Speaking of hang, I wondered if the festival had an after-the-festival hotel that the artists and fans congregate after the last show until the wee hours. Monterey and Detroit have that. Surprisingly, Newport doesn’t (hotel prices there can be prohibitive, for one). Melnick says that even though folks stay at just about every sort of lodging spot from Air BnBs to various hotels, the Gideon Putnam, a local historic hotel, remains the spot that artists and fans often find their way to late at night. No jam sessions, because contrary to what people might think, most professional jazz artists just want to hang at the bar to drink and talk after the shows are done.
Heads up that Melnick says that the Gideon Putnam hotel is also the place where he and his staff go after the festival shuts down on Sunday night.
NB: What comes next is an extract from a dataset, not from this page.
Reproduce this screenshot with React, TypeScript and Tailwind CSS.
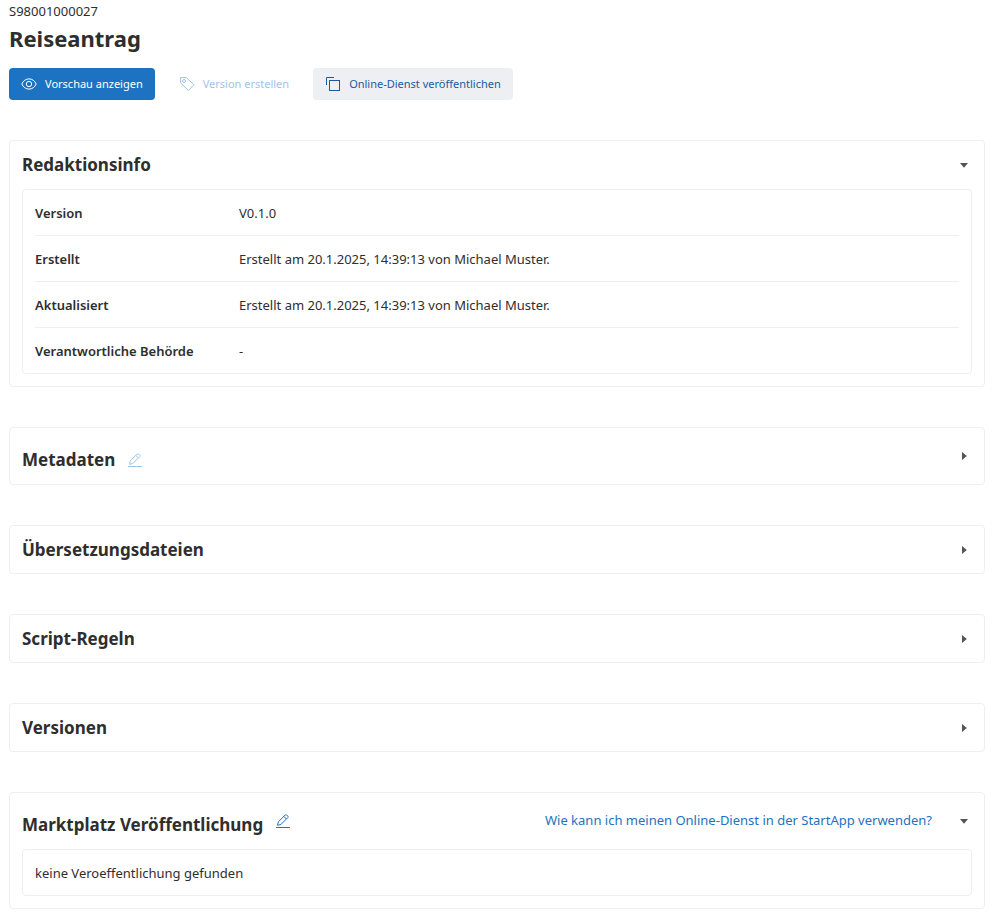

Unlike me, who hated hearing feedback immediately after an event I produced, Melnick appreciates the input from dedicated and often lifelong fans. “A lot of people like to give me their rundown of the weekend – who they loved, who they might not have loved, who they want in the future, why this person wasn’t booked this year,” Melnick explains. “I’m happy to talk to them about it.” Include me out, Danny. After producing an event, I just want a drink or four.
I guess that’s a major difference between us, because all that input and response inspires him. “I think that the energy I get from the artists and the audiences sort of really adds up for me personally. The artists obviously love to play. They always want to be able to play as often as possible in the right environment. The audiences who come to hear great music, whether it’s jazz or blues, or R&B or singer-songwriters, or all sorts of different things—they’re so appreciative, so loving, so life-affirming and their reaction to the artists and to what we’re doing, that it’s, quite frankly, just a beautiful experience. I just love being a part of it.”